Happy Birthday! I look forward to many more adventures this year! ^_^

Wednesday, March 21, 2012

At St Brendan's Ave

Happy Birthday Helen!! 

I have two wonderful Irish housemates, Helen and Niamh, along with my amazing American roommate Andi. Last week Helen turned 21 so there was quite the party at our house. Despite the fact that 21 is a random birthday which doesn't provide any new privileges, it's still a significantly big deal here.

In addition good-old-and-super-yummy-and-wonderfully-chocolaty- birthday-cake, Helen received twenty-one kisses from the guests, cause that's what an Irish birthday earns you.  And then in addition to that, Helen's cousins decided she needed to be tossed  twenty-one time as well.
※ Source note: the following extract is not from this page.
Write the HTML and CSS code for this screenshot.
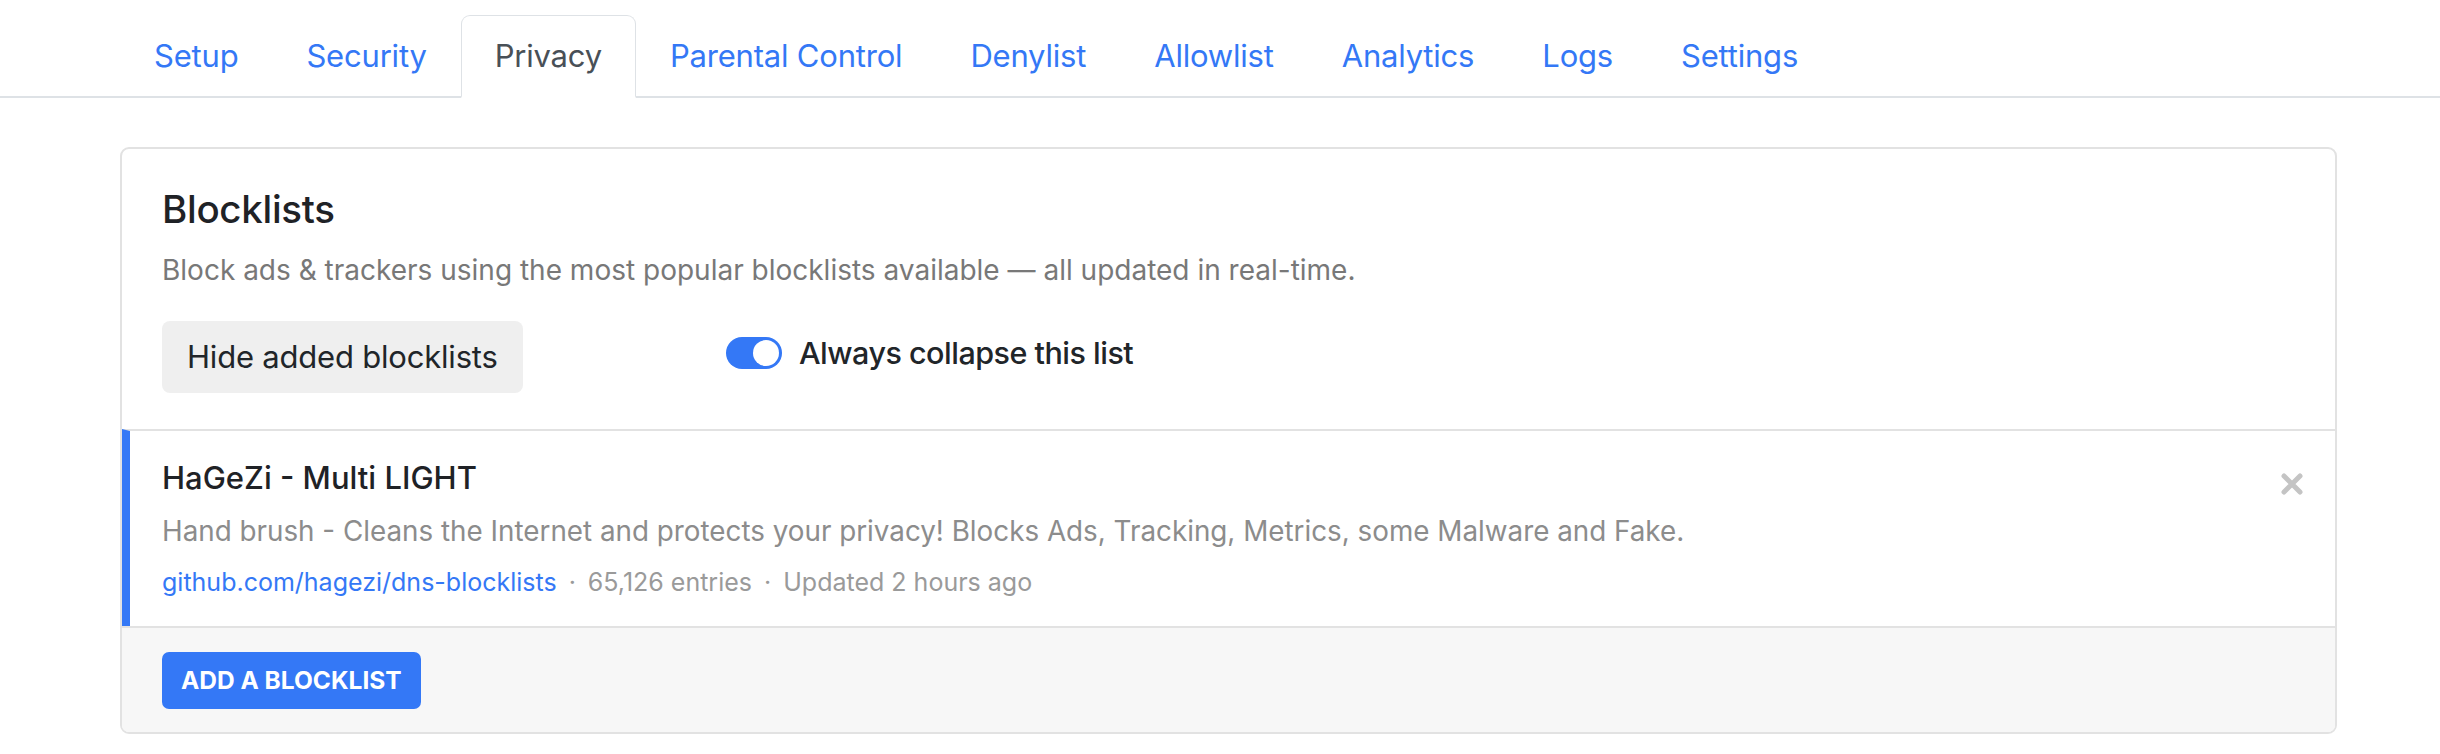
FILE: index.html
```html
<!DOCTYPE html>
<html lang="en">
<head>
<meta charset="utf-8">
<title>Privacy</title>
<link rel="stylesheet" href="styles.css">
</head>
<body>
<nav class="tabs">
  <ul class="tab-list">
    <li><a class="tab-link" href="#">Setup</a></li>
    <li><a class="tab-link" href="#">Security</a></li>
    <li><a class="tab-link active" href="#">Privacy</a></li>
    <li><a class="tab-link" href="#">Parental Control</a></li>
    <li><a class="tab-link" href="#">Denylist</a></li>
    <li><a class="tab-link" href="#">Allowlist</a></li>
    <li><a class="tab-link" href="#">Analytics</a></li>
    <li><a class="tab-link" href="#">Logs</a></li>
    <li><a class="tab-link" href="#">Settings</a></li>
  </ul>
</nav>
<main class="container">
  <section class="card">
    <div class="card-body">
      <h2 class="card-title">Blocklists</h2>
      <p class="card-desc">Block ads &amp; trackers using the most popular blocklists available — all updated in real-time.</p>
      <div class="controls">
        <div class="control-cell">
          <button class="btn-light" type="button">Hide added blocklists</button>
        </div>
        <label class="switch">
          <span class="switch-track"><span class="switch-knob"></span></span>
          <span class="switch-label">Always collapse this list</span>
        </label>
      </div>
    </div>
    <div class="list-item">
      <div class="item-title">HaGeZi - Multi LIGHT</div>
      <div class="item-desc">Hand brush - Cleans the Internet and protects your privacy! Blocks Ads, Tracking, Metrics, some Malware and Fake.</div>
      <div class="item-meta"><a class="item-link" href="#">github.com/hagezi/dns-blocklists</a><span class="sep">·</span>65,126 entries<span class="sep">·</span>Updated 2 hours ago</div>
      <button class="remove-btn" type="button" aria-label="Remove">
        <svg width="22" height="22" viewBox="0 0 22 22"><path d="M3 3 L19 19 M19 3 L3 19" stroke="#c4c4c4" stroke-width="5" stroke-linecap="round" fill="none"/></svg>
      </button>
    </div>
    <div class="card-footer">
      <button class="btn-primary" type="button">ADD A BLOCKLIST</button>
    </div>
  </section>
</main>
</body>
</html>
```

FILE: styles.css
```css
* { box-sizing: border-box; }

body {
  margin: 0;
  font-family: Inter, "Noto Sans", "Liberation Sans", sans-serif;
  color: #212529;
  background: #fff;
}

.tabs {
  padding-top: 15px;
  border-bottom: 2px solid #dee2e6;
}

.tab-list {
  list-style: none;
  margin: 0;
  padding: 0 0 0 120px;
  display: flex;
}

.tab-link {
  display: block;
  padding: 16px 33px;
  font-size: 31px;
  letter-spacing: -0.2px;
  line-height: 48px;
  color: #3478f6;
  text-decoration: none;
  border: 1px solid transparent;
  border-radius: 9px 9px 0 0;
  margin-bottom: -2px;
}

.tab-link.active {
  color: #495057;
  background: #fff;
  border-color: #dee2e6 #dee2e6 #fff;
  border-bottom-width: 2px;
}

.container {
  margin: 49px 103px 0 120px;
}

.card {
  border: 2px solid #e2e2e2;
  border-radius: 9px;
  overflow: hidden;
  background: #fff;
}

.card-body {
  padding: 36px 40px 36px 40px;
}

.card-title {
  margin: 0;
  font-size: 38.5px;
  letter-spacing: -0.3px;
  line-height: 48px;
  font-weight: 500;
  color: #1f2226;
}

.card-desc {
  margin: 16px 0 0;
  font-size: 28px;
  line-height: 42px;
  color: #787878;
}

.controls {
  margin-top: 30px;
  display: grid;
  grid-template-columns: 564px auto;
  align-items: start;
}

.control-cell {
  display: flex;
}

.btn-light {
  font-family: inherit;
  font-size: 31px;
  letter-spacing: -0.2px;
  line-height: 48px;
  padding: 12px 25px;
  border: 0;
  border-radius: 8px;
  background: #efefef;
  color: #212529;
}

.switch {
  display: flex;
  align-items: center;
  gap: 17px;
  margin-top: 8px;
}

.switch-track {
  width: 56px;
  height: 32px;
  border-radius: 16px;
  background: #3478f6;
  display: flex;
  align-items: center;
  justify-content: flex-end;
  padding-right: 3px;
}

.switch-knob {
  width: 26px;
  height: 26px;
  border-radius: 50%;
  background: #fff;
}

.switch-label {
  font-size: 30.5px;
  letter-spacing: -0.5px;
  line-height: 48px;
  font-weight: 500;
  color: #212529;
}

.list-item {
  position: relative;
  border-top: 2px solid #e2e2e2;
  border-left: 8px solid #3478f6;
  padding: 23px 40px 24px 32px;
}

.item-title {
  font-size: 31px;
  line-height: 48px;
  font-weight: 500;
  color: #1f2226;
}

.item-desc {
  margin-top: 8px;
  font-size: 27.8px;
  line-height: 43px;
  color: #8c8c8c;
}

.item-meta {
  margin-top: 10px;
  font-size: 25px;
  line-height: 39px;
  color: #9a9a9a;
}

.item-link {
  color: #3478f6;
  text-decoration: none;
}

.sep {
  margin: 0 12px;
}

.remove-btn {
  position: absolute;
  top: 42px;
  right: 32px;
  width: 22px;
  height: 22px;
  padding: 0;
  border: 0;
  background: none;
  display: block;
}

.remove-btn svg { display: block; }

.card-footer {
  border-top: 2px solid #e2e2e2;
  background: #f7f7f7;
  padding: 24px 40px 23px;
}

.btn-primary {
  font-family: inherit;
  font-size: 24.5px;
  line-height: 37px;
  font-weight: 700;
  padding: 10px 19px;
  border: 0;
  border-radius: 7px;
  background: #3478f6;
  color: #fff;
  display: block;
}
```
Hilarious, although not easy to photograph.  

The birthday shenanigans went on well into the night and I think the earliest any of us went to bed was about the same time as I would arrive at work to open at Starbucks. Also known as roughly 5:30. Or rather half-five as they would say with their wonderful Irish accents. And sleep is overrated right? No really it's not at all, I love sleep. But epic birthday parties are completely worth it. 

The Irish president is secretly a little leprechaun in not-much-of-a-disguise, you can see right through it can't you?

There were plenty of balloons and decorations for birthday and we also have our normal decorations of candles in wine bottles and a  stolen poster of the Irish president Higgins.                                                                                                                                 The first thing Niamh's mums's said when she came in the other day was "Oh I see you Michael D is here." Because President Higgins is  known to everyone as Michael D.                                                                                                                               Now we have successfully (or at least mostly) recovered from the crazy birthday shindig followed in short order by St Paddy's Day. We got a letter from our landlord saying the house needs to be clean and tidy for an inspection tomorrow. Which equals a lot of cleaning and tidying today. So now our cute little house on St Brendan's Avenue is all shiny.   I haven't posted any pictures of my house really so I've included a couple. Figured I should post one of my room while it is brilliantly clean and tidy.                                                                                                         My comforter (aka duvet) was left by the sweet Aussie girl who studied aboard in Galway last semester and lived here. And that stack of books were all one or two euro finds from the best-est-book-store-ever-Charlie-Bran's. Although typically it would be strongly advised against, using the internet to move in with complete strangers in a foreign city, turned out incredibly well for me and I'm quite quite glad. 

Monday, March 19, 2012

St. Paddy's Day

Since St Patrick's fell on a Saturday, Star, Monique, and I started the day out by getting fresh doughnuts from the wonderful doughnut man at the St. Nick's market. After a quick stop at the 2 Euro store for some green goodness we went up to watch the parade.  
Adorable Irish boy watching parade

There were all sorts of super-cute-dimpled-Irish-children both watching and marching in the parade.  It was fun to see all the little ruby teams and youngsters with their tiny hurlers for hurling.

It was interesting to see how diverse Galway actually is with everything from the Russian Cultural Society to the Ghana Community participating in the parade, since Galway generally appears rather vanilla compared to DC and all.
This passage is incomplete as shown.